What to produce
Copy every line in which the string "this" occurs.

Raw data
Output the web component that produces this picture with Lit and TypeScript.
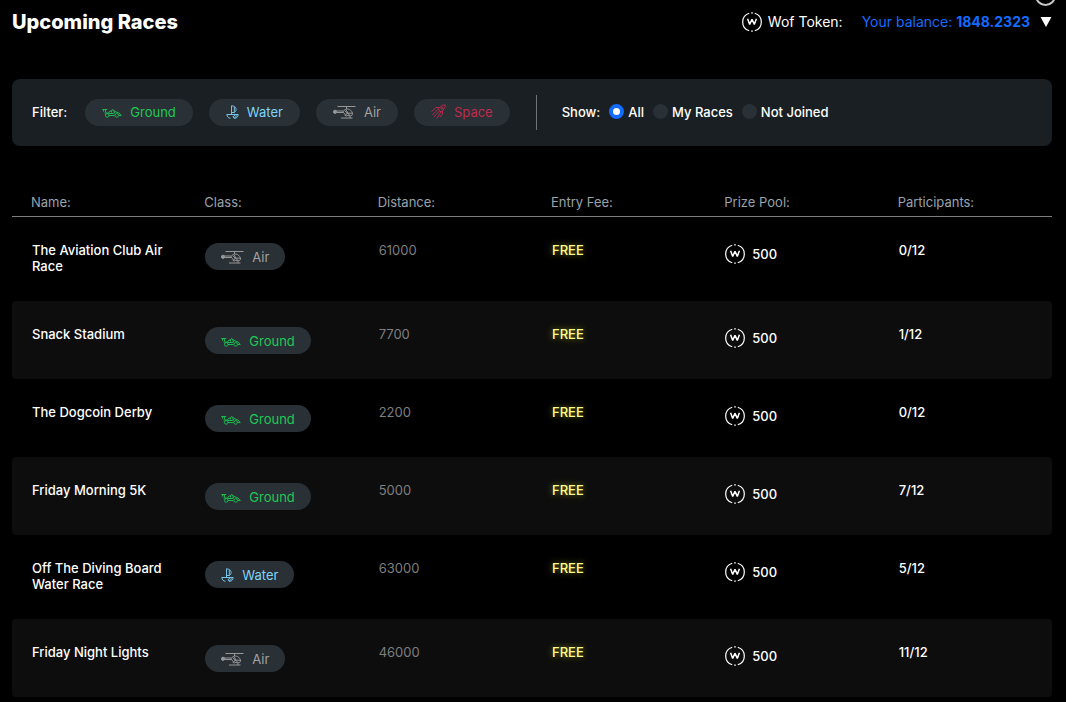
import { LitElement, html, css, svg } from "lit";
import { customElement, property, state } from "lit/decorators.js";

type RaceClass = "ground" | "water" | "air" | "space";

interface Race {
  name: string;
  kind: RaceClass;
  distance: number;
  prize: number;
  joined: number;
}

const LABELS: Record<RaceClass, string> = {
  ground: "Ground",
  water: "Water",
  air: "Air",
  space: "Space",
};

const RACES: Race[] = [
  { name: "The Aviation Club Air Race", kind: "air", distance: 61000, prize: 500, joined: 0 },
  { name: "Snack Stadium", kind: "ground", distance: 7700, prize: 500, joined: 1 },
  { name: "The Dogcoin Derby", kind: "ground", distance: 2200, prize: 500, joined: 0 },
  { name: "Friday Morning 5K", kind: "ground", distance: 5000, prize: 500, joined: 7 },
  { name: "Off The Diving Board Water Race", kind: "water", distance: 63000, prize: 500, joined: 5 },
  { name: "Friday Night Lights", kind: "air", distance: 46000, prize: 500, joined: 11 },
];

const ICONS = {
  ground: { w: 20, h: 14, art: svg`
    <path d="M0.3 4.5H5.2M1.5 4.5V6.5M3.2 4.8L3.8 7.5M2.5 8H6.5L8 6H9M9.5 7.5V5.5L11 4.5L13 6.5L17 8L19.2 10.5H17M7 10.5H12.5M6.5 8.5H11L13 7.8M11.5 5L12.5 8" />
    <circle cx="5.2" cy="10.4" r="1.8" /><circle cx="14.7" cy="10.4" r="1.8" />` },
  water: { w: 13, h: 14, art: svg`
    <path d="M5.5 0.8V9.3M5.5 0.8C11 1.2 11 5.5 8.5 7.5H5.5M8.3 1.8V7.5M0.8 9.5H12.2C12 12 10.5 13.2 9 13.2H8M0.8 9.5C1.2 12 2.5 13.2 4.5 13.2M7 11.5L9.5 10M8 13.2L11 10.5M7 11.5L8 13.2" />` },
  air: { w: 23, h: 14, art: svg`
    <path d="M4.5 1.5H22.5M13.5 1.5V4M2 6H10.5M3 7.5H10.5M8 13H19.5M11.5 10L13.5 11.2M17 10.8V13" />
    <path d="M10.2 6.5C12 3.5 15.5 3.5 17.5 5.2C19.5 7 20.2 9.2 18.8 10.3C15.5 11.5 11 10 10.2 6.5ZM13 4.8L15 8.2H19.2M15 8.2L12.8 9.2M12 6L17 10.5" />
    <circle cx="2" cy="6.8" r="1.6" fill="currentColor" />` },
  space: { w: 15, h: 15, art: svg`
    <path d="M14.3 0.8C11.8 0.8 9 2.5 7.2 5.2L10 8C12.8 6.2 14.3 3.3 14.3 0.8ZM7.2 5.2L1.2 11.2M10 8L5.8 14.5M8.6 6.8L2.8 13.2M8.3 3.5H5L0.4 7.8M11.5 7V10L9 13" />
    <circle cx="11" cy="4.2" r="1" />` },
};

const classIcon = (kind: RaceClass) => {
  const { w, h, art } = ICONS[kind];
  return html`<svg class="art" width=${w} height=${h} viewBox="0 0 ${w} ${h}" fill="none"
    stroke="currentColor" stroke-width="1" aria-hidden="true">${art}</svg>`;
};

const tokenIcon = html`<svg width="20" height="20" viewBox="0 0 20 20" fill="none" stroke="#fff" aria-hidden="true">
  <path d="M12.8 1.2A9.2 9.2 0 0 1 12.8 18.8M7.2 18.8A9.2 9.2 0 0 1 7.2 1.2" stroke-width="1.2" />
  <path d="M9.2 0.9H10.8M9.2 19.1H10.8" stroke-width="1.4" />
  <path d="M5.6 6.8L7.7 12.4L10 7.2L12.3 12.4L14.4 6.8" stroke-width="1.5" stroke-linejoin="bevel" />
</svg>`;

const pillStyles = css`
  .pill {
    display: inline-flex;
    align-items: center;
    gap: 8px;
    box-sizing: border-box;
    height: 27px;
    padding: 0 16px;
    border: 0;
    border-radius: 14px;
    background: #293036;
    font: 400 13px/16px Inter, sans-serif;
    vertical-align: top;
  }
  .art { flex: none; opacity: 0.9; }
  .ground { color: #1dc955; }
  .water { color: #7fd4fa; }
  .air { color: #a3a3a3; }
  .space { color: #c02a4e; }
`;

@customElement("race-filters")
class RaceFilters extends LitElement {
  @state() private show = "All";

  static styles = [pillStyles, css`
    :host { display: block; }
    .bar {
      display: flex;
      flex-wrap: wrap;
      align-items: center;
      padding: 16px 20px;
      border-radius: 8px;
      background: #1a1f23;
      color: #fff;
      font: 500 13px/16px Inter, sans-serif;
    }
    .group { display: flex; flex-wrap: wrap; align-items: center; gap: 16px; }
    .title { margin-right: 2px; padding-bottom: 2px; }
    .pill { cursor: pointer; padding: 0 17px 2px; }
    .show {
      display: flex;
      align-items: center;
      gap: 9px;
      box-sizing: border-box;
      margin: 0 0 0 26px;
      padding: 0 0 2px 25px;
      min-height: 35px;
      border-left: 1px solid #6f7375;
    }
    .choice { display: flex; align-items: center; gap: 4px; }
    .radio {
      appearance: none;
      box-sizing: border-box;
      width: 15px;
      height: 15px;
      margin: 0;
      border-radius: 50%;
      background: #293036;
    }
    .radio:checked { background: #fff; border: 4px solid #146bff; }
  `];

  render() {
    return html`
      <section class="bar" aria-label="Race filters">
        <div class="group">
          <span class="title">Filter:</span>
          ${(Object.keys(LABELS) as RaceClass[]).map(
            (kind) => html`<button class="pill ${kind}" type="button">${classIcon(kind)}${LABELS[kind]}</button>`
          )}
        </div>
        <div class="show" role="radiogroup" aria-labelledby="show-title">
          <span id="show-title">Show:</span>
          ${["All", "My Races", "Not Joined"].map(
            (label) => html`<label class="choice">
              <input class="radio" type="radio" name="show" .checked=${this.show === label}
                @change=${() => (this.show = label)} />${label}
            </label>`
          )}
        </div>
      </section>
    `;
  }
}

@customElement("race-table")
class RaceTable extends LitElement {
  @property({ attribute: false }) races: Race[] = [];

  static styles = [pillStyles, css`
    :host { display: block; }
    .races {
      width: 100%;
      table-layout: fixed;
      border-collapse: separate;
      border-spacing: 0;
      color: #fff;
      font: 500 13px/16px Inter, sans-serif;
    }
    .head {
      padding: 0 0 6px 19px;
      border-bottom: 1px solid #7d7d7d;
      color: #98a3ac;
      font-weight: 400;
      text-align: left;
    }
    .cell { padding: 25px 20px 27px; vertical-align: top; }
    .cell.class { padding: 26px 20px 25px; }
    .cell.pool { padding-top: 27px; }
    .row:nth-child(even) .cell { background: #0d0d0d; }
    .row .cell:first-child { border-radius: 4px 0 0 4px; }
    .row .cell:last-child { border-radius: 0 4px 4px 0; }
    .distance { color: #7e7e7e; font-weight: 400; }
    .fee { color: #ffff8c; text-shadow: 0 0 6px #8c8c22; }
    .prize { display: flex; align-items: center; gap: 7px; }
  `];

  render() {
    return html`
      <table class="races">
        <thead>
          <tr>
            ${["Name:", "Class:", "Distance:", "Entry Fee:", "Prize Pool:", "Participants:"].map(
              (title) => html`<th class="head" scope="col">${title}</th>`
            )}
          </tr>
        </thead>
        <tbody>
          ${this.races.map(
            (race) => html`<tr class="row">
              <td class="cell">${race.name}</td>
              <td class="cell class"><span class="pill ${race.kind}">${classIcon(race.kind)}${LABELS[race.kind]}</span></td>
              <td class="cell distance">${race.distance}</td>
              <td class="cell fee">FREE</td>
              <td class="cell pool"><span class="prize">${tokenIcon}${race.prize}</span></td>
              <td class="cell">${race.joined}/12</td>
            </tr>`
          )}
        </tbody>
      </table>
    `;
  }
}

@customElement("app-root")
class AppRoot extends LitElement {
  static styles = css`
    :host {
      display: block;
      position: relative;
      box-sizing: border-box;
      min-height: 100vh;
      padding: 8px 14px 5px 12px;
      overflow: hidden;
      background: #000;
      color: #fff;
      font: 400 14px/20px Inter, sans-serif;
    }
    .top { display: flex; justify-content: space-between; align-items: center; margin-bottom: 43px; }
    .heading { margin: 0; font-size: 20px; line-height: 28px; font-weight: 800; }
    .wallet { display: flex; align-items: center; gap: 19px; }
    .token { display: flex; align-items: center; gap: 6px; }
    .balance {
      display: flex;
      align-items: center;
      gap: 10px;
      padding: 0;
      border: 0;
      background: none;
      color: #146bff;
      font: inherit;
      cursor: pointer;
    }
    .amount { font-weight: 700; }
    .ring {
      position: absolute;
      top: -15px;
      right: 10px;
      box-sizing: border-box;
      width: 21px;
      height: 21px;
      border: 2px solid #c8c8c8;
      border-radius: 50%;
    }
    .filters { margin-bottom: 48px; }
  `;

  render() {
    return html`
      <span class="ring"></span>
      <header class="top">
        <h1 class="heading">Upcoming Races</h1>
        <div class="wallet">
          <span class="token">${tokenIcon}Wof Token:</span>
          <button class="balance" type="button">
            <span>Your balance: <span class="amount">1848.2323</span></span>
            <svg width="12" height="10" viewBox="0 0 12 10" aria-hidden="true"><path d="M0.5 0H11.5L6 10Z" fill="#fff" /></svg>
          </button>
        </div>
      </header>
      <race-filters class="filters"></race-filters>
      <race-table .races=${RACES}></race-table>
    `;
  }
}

Task solution
Output the web component that produces this picture with Lit and TypeScript.
              <input class="radio" type="radio" name="show" .checked=${this.show === label}
                @change=${() => (this.show = label)} />${label}
          ${this.races.map(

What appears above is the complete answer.